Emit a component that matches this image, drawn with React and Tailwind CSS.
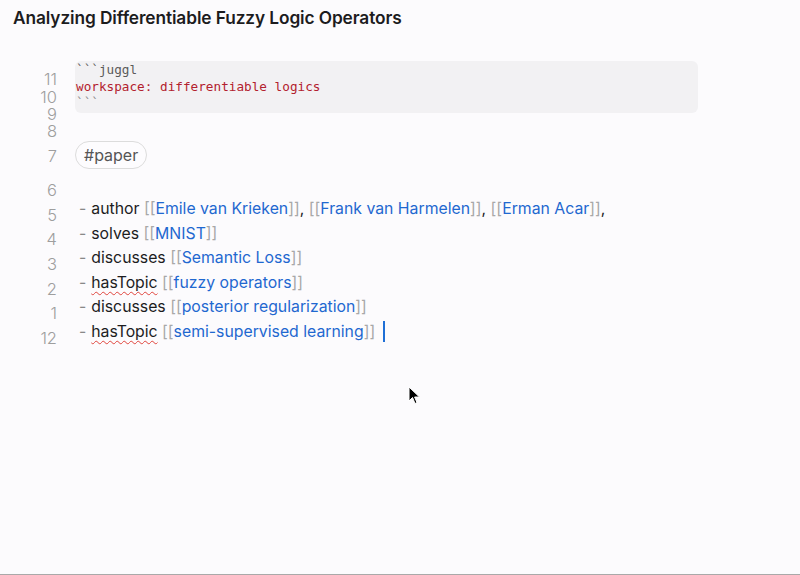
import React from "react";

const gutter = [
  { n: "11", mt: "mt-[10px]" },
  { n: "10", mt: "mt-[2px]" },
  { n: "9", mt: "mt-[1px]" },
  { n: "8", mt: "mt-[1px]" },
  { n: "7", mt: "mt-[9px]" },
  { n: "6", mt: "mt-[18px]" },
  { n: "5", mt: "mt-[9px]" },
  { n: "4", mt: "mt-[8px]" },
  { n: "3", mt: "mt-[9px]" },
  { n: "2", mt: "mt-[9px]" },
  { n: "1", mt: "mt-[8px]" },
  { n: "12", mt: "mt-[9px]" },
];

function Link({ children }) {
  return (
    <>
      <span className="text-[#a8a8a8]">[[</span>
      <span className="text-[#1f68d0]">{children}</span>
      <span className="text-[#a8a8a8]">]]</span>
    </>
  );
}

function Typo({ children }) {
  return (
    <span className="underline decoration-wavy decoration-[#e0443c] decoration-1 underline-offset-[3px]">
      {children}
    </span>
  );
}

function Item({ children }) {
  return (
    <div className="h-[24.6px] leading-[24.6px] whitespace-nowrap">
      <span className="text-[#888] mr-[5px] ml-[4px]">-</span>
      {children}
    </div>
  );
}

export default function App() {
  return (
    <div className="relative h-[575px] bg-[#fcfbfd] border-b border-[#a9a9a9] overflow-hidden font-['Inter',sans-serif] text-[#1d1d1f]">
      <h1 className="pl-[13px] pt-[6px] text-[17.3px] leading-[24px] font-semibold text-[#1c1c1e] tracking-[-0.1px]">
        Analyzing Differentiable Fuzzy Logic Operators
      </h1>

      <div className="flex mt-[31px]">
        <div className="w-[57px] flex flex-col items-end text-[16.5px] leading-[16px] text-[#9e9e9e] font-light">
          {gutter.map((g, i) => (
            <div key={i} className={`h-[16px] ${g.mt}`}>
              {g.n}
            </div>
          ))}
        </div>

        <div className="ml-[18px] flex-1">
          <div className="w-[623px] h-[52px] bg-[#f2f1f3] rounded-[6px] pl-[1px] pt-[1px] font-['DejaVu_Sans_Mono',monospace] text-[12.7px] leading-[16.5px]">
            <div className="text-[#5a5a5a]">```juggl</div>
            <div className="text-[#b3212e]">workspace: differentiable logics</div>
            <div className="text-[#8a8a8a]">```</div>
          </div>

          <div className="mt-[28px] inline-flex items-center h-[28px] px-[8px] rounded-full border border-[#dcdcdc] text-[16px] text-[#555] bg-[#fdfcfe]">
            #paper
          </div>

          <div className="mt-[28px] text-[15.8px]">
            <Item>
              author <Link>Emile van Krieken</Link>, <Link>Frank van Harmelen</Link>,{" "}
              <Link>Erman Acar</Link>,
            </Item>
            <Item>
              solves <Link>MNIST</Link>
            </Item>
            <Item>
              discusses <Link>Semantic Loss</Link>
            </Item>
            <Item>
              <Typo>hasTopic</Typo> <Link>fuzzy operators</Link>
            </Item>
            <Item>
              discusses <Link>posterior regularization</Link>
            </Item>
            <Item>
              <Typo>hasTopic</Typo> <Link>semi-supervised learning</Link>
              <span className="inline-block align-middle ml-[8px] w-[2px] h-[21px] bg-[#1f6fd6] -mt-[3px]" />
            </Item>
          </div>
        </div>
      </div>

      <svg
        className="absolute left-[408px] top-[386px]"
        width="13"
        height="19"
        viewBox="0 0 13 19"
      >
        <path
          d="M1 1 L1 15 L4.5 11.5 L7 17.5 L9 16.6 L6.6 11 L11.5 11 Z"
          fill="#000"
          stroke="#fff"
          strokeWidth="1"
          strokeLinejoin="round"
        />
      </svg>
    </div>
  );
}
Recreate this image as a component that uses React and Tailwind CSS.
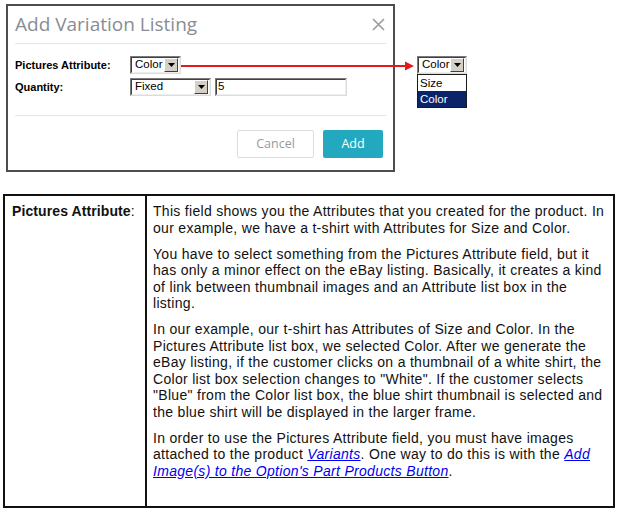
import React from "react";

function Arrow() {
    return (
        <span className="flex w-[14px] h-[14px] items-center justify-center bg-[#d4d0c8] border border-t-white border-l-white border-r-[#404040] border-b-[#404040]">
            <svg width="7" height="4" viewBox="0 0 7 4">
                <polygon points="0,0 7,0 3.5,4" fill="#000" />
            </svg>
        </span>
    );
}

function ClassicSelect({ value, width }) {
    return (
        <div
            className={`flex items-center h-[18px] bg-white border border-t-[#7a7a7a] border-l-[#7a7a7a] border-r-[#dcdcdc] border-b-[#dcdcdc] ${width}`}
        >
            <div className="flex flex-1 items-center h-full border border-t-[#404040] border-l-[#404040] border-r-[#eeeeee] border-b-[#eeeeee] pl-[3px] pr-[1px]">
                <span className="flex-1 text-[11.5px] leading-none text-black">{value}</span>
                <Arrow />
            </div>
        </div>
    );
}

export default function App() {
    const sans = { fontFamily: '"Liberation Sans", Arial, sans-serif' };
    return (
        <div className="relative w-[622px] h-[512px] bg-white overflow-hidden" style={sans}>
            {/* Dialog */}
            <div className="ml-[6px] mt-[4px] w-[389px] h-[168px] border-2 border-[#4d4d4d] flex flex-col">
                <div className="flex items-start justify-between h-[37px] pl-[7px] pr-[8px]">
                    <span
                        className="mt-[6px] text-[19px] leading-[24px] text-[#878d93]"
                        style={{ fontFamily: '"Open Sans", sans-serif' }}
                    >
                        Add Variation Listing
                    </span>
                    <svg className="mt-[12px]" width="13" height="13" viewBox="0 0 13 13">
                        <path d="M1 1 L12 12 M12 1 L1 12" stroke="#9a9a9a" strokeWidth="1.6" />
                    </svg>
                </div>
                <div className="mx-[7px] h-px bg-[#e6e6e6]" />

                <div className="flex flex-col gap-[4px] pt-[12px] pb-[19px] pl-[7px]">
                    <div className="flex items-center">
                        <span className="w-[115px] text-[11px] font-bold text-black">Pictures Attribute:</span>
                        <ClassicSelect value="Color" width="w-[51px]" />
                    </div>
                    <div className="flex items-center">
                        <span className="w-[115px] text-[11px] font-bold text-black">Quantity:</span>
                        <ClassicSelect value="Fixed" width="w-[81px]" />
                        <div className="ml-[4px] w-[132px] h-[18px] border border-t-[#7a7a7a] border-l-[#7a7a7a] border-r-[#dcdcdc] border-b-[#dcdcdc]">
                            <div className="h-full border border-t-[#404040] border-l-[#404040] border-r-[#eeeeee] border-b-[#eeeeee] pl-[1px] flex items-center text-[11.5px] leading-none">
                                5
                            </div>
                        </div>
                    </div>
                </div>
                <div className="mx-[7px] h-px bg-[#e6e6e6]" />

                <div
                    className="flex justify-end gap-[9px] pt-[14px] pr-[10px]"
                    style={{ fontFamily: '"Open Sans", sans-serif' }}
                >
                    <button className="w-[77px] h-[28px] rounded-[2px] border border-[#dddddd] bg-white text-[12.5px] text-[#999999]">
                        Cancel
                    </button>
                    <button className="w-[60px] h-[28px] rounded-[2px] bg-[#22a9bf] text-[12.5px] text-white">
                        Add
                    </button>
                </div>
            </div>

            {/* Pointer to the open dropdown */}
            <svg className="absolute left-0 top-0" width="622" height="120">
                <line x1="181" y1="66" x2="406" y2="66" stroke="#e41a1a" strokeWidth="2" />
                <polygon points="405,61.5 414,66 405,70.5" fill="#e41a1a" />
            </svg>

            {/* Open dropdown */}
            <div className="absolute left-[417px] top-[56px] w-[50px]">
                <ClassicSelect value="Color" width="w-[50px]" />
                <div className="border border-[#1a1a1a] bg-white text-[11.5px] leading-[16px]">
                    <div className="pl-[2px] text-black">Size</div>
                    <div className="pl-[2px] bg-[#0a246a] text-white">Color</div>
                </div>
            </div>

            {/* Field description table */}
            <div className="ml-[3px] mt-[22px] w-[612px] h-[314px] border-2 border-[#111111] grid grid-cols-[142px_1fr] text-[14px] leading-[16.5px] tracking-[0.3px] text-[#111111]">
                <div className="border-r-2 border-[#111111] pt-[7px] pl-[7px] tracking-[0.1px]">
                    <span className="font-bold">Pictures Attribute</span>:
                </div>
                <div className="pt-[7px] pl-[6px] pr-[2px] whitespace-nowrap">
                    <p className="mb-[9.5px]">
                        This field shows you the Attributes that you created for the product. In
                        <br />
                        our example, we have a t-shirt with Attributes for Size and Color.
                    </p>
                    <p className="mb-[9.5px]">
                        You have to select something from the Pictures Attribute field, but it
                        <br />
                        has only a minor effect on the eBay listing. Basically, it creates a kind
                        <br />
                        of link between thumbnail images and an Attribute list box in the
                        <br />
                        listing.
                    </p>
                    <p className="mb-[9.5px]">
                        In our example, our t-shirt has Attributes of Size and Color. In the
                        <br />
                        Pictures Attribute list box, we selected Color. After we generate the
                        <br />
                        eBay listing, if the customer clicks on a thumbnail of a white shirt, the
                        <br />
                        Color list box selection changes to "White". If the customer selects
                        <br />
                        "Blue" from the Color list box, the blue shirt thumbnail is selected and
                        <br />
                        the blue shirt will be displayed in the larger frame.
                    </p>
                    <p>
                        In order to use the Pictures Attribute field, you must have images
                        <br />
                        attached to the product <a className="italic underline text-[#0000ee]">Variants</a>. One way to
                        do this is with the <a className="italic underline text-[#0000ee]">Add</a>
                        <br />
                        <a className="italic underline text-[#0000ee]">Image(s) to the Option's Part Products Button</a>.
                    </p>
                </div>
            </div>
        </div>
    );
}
------
Do this :: Filter for "component". Return all lines that hold it.

Response for this exercise ::
Emit a component that matches this image, drawn with React and Tailwind CSS.
Recreate this image as a component that uses React and Tailwind CSS.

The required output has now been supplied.